Baer et al. (2003) used this approach to calculate subsample sizes in their cross-cultural study of nervios. They anticipated a moderate level of consensus (.50) and used stringent criteria for accuracy (.95) and level of confidence (.999). Using these conservative assumptions, the tables in Weller (2007) show that at least 29 informants were necessary in each research site. Baer et al. went a bit beyond the minimum and set subsample sizes at 40 per site “to be sure that we had sufficient individuals for comparative purposes within samples” (p. 323).

Table 4.2 shows how Christopher McCarty and I incorporated consensus theory and emerging evidence about saturation into a quota sampling design for semistructured interviews with African Americans in Tallahassee, FL. The goal of this study was to identify how the experience of racism and other social stressors shapes the risk of high blood pressure among African Americans. The exploratory phase included a round of semistructured interviews with a projected sample size of 48. We arrived at this sample size by identifying four individual attributes related to the experience of racism among African Americans: gender, age, skin tone, and socioeconomic status (SES). We then set quotas for all possible combinations of these attributes, treating them simplistically as dichotomous variables. The resulting sample size allows for comparisons between groups of 8–12 informants with different attributes relevant to experiences of racism.
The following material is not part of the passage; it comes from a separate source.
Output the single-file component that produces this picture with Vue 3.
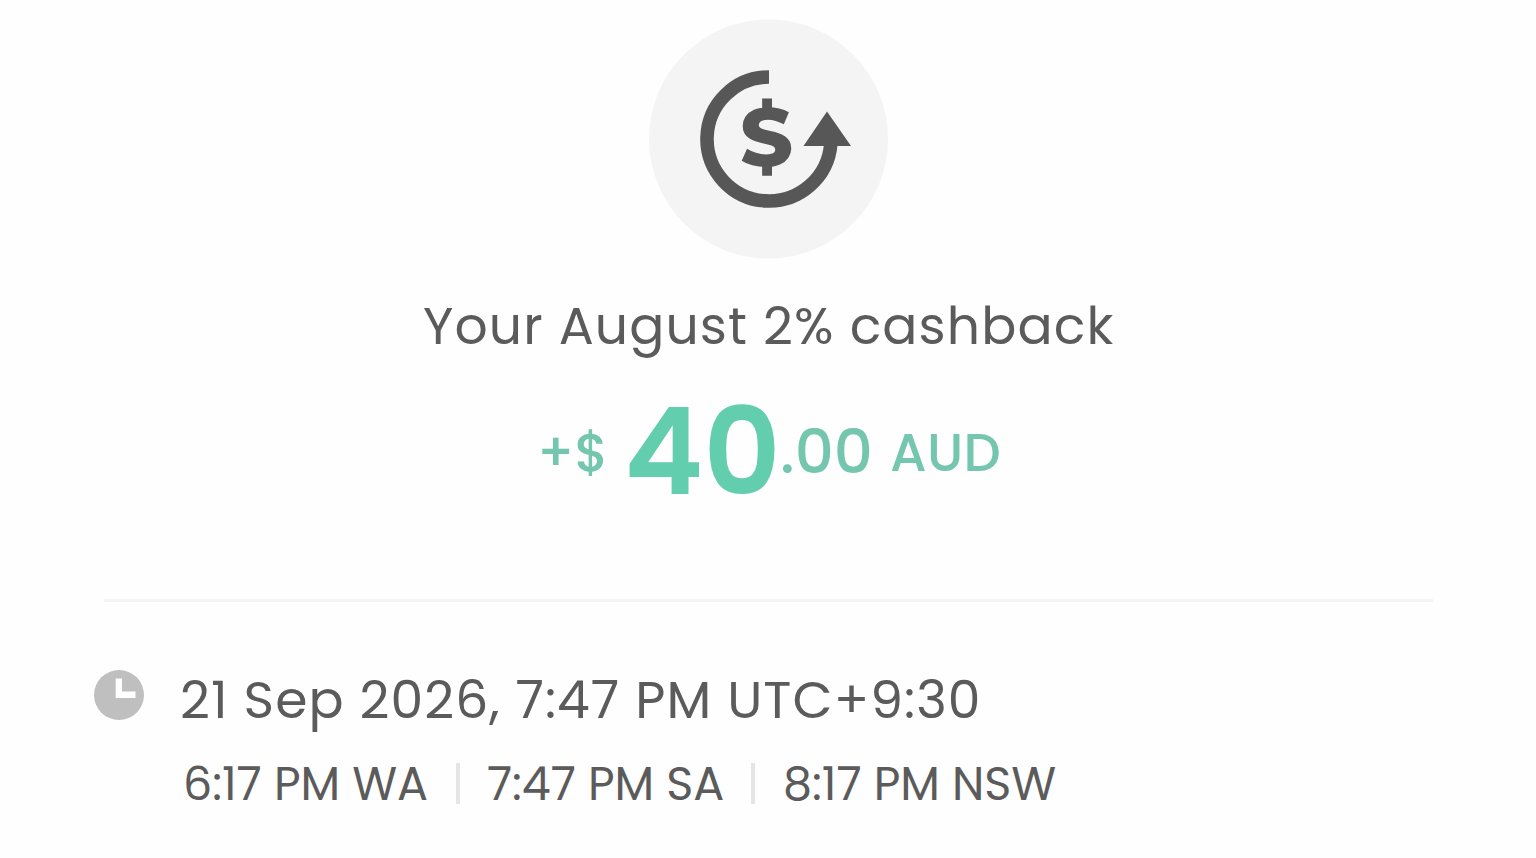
<template>
  <main class="receipt">
    <div class="receipt-icon">
      <svg viewBox="0 0 240 240" width="240" height="240">
        <circle cx="119.500" cy="120" r="119.500" fill="#f4f4f4" />
        <path d="M120 58A62 62 0 1 0 181.800 125" fill="none" stroke="#575757" stroke-width="13.600" />
        <path d="M178 92.500L202 127H154.500Z" fill="#575757" />
        <text class="icon-currency" x="117.500" y="147" text-anchor="middle">$</text>
      </svg>
    </div>

    <h1 class="receipt-title">Your August 2% cashback</h1>

    <div class="amount">
      <span class="amount-sign">+$</span>
      <span class="amount-whole">40</span>
      <span class="amount-cents">.00</span>
      <span class="amount-currency">AUD</span>
    </div>

    <hr class="divider" />

    <section class="time">
      <svg class="time-icon" viewBox="0 0 50 50" width="50" height="50">
        <circle cx="25" cy="25" r="25" fill="#bfbfbf" />
        <path d="M21.700 8.500h6.300v13h13.500v6.500h-19.800z" fill="#fff" />
      </svg>
      <div class="time-body">
        <div class="time-main">21 Sep 2026, 7:47 PM UTC+9:30</div>
        <div class="zones">
          <span v-for="zone in zones" :key="zone.name" class="zone" :class="zone.name">
            {{ zone.time }} {{ zone.label }}
          </span>
        </div>
      </div>
    </section>
  </main>
</template>

<script setup>
const zones = [
  { name: 'wa', time: '6:17 PM', label: 'WA' },
  { name: 'sa', time: '7:47 PM', label: 'SA' },
  { name: 'nsw', time: '8:17 PM', label: 'NSW' },
]
</script>

<style>
body {
  margin: 0;
  background: #fefefe;
}
</style>

<style scoped>
.receipt {
  box-sizing: border-box;
  width: 1536px;
  height: 858px;
  padding-top: 19px;
  overflow: hidden;
  font-family: Poppins, Inter, 'Liberation Sans', sans-serif;
  color: #5b5b5b;
  white-space: nowrap;
}

.receipt-icon {
  display: flex;
  justify-content: center;
  height: 240px;
  padding-left: 1px;
}

.icon-currency {
  font-family: Montserrat, 'Open Sans', sans-serif;
  font-size: 82px;
  font-weight: 800;
  fill: #575757;
}

.receipt-title {
  margin: 37px 0 0 423px;
  font-size: 52px;
  font-weight: 400;
  line-height: 60px;
  height: 60px;
  letter-spacing: 1.1px;
}

.amount {
  display: flex;
  align-items: flex-start;
  height: 140px;
  margin: 26px 0 0 537px;
  color: #74c6ae;
  font-weight: 500;
}

.amount-sign {
  width: 87px;
  padding-top: 41px;
  font-size: 52.5px;
  line-height: 60px;
}

.amount-whole {
  width: 156px;
  font-size: 120px;
  font-weight: 600;
  line-height: 140px;
  color: #63ceae;
}

.amount-cents {
  width: 110px;
  padding-top: 34px;
  font-size: 61px;
  line-height: 72px;
}

.amount-currency {
  padding-top: 41px;
  font-size: 52.5px;
  line-height: 60px;
  letter-spacing: 0.3px;
}

.divider {
  width: 1329px;
  height: 3px;
  margin: 77px 0 0 104px;
  border: none;
  background: #f4f4f4;
}

.time {
  display: flex;
  padding: 68px 0 0 94px;
}

.time-icon {
  flex: none;
}

.time-body {
  margin-left: 36px;
}

.time-main {
  font-size: 52px;
  font-weight: 400;
  line-height: 60px;
  letter-spacing: 1.05px;
}

.zones {
  display: flex;
  align-items: center;
  height: 41px;
  margin: 33px 0 0 3px;
  font-size: 46px;
  font-weight: 400;
  line-height: 42px;
  letter-spacing: -0.05px;
}

.zone {
  box-sizing: border-box;
  height: 41px;
}

.wa {
  width: 277px;
  border-right: 4px solid #e5e5e5;
}

.sa {
  width: 295px;
  padding-left: 27px;
  border-right: 4px solid #e5e5e5;
}

.nsw {
  padding-left: 28px;
}
</style>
This work led to a new measure of vicarious racism, which we subsequently found to be associated with blood pressure through different biological pathways than for one’s own, direct experience of discrimination (Quinlan et al. 2016).

Table 4.2 Stratified quota sampling design for semistructured interviews on experiences of racism among African Americans in Tallahassee, FL

Age 25–34 Age 35–54 Age 55–65
Dark Light Dark Light Dark Light Total
Men
Low SES 2 2 2 2 2 2 12
High SES 2 2 2 2 2 2 12
Women
Low SES 2 2 2 2 2 2 12
High SES 2 2 2 2 2 2 12
Total 8 8 8 8 8 8 48

Guest and colleagues (2006) stimulated an explosion of research on the meaning and measurement of saturation. In subsequent work, they extended the question to focus groups (Guest et al. 2017; see also Hennink et al. 2019) and recently proposed a simple measure for reporting on saturation (Guest et al. 2020). Others have produced their own estimates of minimum sample size (Francis et al. 2010), examined different conceptual dimensions of saturation (Hennink et al. 2016; Weller et al. 2018), developed statistical approaches for estimating saturation (Galvin 2015), and questioned whether saturation is the right criterion at all (Braun and Clarke 2021; Leese et al. 2021; Sebele-Mpofu 2020). Work in this area is certain to continue in coming years.